[A run of records]
■ ■ ■ ■ ■ ■ ■

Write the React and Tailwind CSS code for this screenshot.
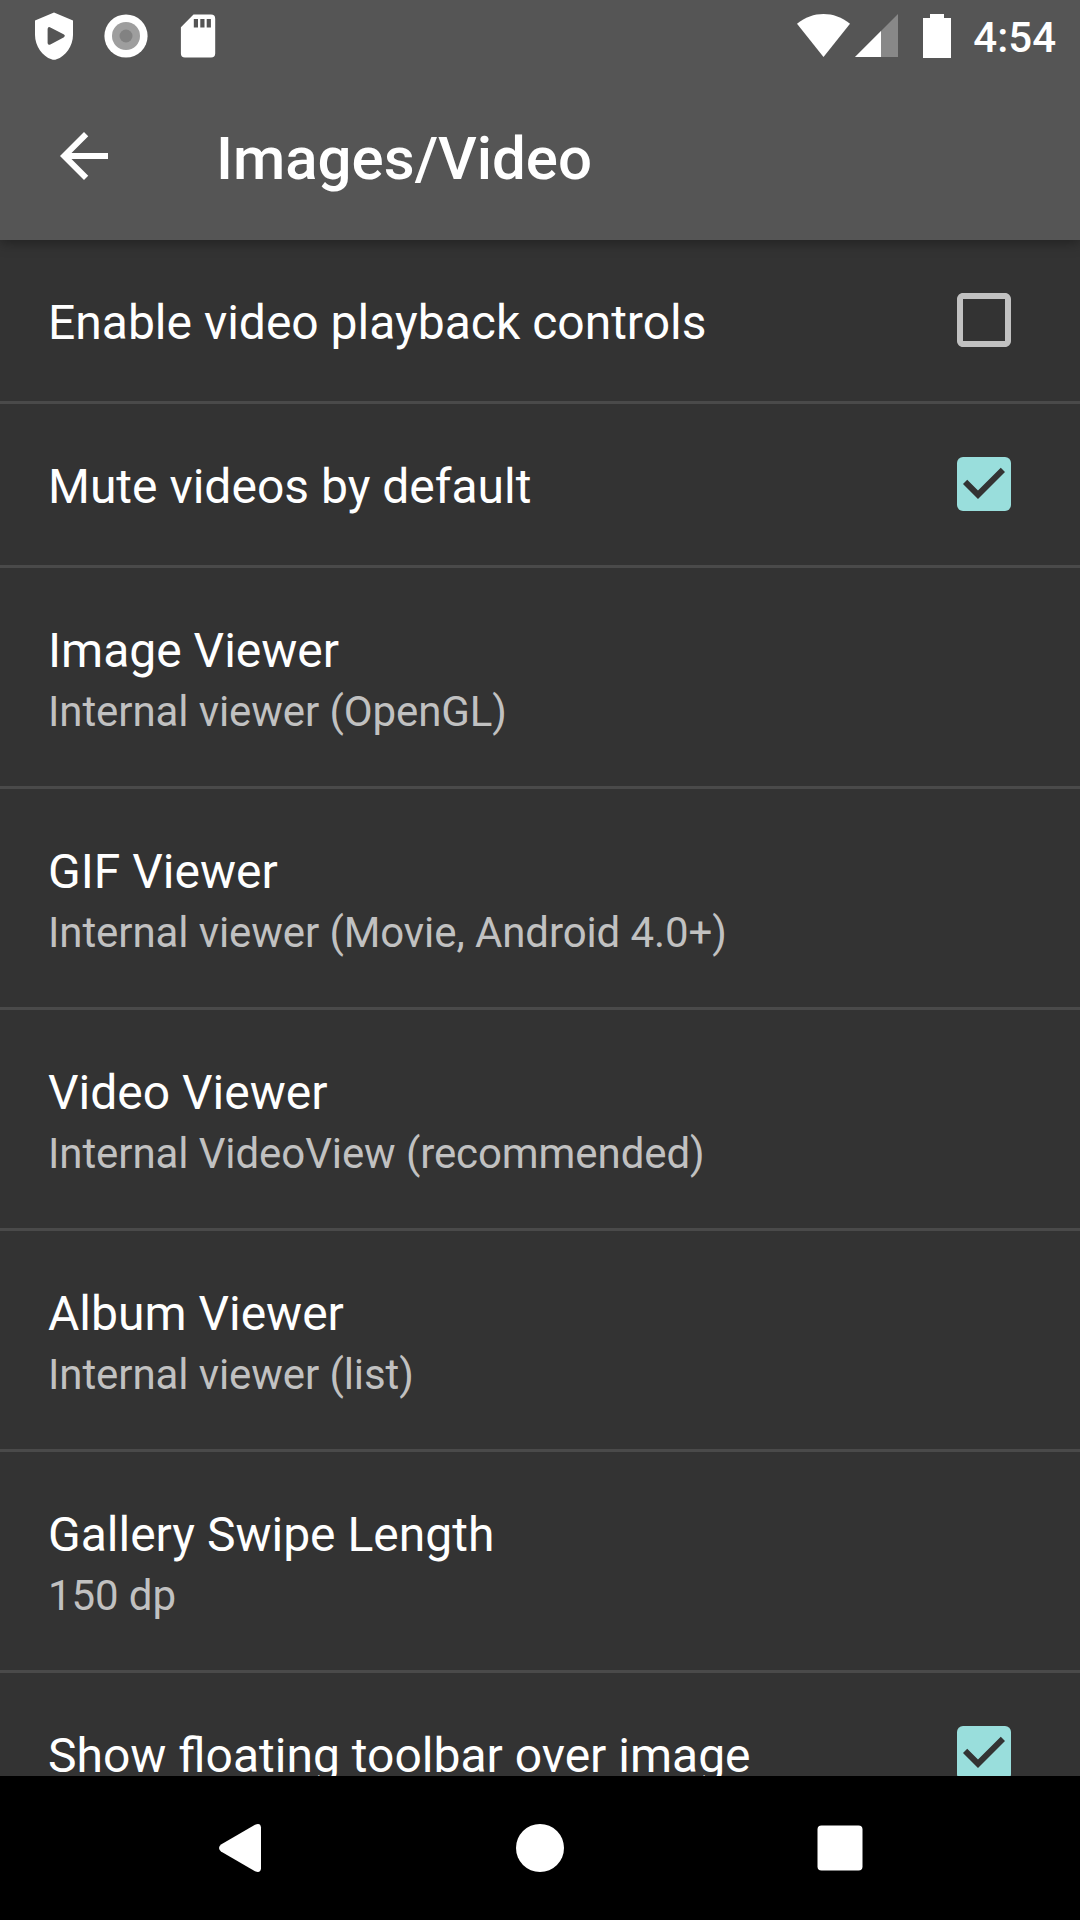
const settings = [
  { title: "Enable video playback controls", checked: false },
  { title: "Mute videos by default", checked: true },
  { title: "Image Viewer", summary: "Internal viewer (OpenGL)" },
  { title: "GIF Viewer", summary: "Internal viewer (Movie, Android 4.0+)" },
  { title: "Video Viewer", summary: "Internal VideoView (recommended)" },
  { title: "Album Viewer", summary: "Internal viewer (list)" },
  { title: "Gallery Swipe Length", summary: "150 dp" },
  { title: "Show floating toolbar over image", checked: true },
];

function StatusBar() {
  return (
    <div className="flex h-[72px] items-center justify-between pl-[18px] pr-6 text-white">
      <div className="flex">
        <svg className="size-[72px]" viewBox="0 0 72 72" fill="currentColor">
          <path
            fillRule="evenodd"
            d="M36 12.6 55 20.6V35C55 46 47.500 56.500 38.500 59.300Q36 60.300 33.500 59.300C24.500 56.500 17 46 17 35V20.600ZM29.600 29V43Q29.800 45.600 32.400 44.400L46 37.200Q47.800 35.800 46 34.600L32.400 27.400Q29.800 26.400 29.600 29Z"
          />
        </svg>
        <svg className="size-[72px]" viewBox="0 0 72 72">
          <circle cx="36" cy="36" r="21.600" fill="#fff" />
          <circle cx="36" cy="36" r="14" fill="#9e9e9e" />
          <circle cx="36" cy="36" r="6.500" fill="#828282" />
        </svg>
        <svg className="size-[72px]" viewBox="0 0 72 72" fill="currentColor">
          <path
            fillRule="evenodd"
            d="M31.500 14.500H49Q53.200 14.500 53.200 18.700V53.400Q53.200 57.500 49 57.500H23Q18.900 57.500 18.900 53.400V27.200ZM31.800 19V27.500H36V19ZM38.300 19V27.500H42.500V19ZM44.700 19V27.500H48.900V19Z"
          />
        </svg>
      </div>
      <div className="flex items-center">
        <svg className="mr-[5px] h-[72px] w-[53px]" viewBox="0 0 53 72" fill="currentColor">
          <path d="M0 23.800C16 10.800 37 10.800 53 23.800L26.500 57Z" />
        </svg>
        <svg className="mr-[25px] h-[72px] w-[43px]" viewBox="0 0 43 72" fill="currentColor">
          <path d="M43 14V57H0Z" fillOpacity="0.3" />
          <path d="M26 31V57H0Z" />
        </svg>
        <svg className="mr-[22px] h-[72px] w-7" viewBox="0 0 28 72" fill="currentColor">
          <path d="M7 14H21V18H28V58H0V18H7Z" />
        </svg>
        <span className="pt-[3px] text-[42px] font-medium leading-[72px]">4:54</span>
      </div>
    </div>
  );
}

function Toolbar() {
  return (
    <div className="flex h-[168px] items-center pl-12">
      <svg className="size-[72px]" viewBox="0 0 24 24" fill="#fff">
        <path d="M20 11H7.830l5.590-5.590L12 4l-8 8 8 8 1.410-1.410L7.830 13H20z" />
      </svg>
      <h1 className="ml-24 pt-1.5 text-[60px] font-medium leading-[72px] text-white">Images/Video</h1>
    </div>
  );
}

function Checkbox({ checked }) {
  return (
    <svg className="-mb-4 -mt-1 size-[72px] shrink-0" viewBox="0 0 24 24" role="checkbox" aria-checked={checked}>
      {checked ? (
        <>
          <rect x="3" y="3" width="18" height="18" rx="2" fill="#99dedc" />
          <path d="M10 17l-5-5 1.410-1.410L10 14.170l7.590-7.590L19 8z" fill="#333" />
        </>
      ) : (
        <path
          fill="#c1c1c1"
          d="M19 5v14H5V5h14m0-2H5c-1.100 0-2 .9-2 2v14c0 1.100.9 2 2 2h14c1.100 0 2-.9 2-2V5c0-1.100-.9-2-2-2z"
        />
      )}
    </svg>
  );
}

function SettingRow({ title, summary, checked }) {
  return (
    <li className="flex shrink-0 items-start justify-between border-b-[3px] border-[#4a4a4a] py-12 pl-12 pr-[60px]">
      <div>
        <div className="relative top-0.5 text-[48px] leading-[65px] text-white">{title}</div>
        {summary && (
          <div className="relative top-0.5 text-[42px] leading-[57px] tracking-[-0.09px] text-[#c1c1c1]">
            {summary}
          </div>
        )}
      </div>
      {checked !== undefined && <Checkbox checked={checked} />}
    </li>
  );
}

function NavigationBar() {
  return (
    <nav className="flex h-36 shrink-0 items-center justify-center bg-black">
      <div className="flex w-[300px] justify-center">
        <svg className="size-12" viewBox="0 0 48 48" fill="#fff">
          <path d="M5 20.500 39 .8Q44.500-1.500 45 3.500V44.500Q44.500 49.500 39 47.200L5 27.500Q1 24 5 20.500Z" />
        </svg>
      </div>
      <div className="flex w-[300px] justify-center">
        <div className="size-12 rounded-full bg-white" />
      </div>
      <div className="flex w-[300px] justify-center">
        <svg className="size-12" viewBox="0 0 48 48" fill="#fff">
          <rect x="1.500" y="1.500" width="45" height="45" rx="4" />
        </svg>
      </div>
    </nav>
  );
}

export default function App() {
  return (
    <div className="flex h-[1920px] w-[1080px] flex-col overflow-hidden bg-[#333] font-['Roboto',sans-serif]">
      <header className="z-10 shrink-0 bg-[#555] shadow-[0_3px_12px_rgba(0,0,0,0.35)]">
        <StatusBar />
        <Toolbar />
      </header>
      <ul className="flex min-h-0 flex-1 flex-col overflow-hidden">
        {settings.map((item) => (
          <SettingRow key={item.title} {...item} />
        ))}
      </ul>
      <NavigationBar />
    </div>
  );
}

■ ■ ■ ■ ■ ■ ■

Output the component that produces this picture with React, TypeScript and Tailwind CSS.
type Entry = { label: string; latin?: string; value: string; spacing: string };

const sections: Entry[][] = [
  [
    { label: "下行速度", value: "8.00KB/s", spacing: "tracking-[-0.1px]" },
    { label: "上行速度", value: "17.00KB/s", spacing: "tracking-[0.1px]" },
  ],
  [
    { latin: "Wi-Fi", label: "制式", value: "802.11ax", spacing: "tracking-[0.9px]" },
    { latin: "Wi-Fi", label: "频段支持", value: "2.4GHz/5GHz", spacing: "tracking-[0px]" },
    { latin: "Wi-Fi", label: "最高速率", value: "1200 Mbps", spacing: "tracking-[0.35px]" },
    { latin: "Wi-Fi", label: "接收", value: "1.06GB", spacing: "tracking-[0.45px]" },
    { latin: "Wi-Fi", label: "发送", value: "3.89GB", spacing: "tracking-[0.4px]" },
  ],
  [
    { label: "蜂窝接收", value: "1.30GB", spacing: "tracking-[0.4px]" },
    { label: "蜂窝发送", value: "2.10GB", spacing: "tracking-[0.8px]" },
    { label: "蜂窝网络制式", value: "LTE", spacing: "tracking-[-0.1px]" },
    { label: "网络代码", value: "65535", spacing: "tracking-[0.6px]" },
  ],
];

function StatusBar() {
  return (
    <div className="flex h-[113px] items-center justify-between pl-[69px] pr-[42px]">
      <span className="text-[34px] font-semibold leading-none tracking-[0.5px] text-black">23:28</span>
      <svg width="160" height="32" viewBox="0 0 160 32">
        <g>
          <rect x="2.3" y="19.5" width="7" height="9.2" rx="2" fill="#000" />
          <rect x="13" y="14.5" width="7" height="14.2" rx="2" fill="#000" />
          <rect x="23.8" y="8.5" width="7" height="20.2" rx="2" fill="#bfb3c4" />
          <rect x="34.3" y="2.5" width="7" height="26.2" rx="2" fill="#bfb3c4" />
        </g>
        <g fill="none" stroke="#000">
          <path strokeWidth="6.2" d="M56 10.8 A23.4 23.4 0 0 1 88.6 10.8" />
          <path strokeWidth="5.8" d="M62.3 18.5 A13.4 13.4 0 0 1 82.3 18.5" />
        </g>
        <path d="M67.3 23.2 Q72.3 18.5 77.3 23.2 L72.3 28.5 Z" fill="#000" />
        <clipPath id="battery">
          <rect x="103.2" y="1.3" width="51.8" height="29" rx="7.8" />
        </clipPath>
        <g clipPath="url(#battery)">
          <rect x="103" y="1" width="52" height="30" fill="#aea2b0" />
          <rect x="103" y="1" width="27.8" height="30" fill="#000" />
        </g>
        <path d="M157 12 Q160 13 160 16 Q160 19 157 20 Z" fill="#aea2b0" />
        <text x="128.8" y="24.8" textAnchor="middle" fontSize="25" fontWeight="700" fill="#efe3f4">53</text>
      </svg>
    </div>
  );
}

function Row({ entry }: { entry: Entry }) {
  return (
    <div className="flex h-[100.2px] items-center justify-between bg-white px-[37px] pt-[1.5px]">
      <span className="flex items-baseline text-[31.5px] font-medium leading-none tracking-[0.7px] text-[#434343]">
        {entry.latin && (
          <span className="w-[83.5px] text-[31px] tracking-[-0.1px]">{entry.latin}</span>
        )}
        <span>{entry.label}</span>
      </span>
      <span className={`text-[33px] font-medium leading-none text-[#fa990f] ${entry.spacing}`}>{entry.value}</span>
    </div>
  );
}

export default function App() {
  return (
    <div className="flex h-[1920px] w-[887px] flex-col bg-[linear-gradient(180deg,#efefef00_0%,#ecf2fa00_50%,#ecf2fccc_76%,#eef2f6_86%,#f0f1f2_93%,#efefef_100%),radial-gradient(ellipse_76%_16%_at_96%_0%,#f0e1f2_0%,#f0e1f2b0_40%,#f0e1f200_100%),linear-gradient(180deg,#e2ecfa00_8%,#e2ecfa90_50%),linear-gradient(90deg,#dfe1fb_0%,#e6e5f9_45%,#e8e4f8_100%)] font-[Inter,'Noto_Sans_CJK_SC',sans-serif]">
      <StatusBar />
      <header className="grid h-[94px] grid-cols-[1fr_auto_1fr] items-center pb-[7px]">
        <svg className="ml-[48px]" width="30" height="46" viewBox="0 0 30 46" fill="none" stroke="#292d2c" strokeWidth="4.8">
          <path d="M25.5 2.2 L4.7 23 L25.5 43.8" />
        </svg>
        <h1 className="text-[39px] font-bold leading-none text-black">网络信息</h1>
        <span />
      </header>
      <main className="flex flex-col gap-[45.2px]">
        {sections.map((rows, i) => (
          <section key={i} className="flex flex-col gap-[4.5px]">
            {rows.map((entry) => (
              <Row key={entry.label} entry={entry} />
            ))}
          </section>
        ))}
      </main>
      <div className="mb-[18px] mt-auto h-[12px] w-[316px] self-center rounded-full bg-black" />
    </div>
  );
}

■ ■ ■ ■ ■ ■ ■

What needs to be done :: Give again, word for word, the lines starting at the line that has "Output the component" and ending at the line that has "string; latin?: string;", with both of those lines included and nothing else.

Result for this exercise ::
Output the component that produces this picture with React, TypeScript and Tailwind CSS.
type Entry = { label: string; latin?: string; value: string; spacing: string };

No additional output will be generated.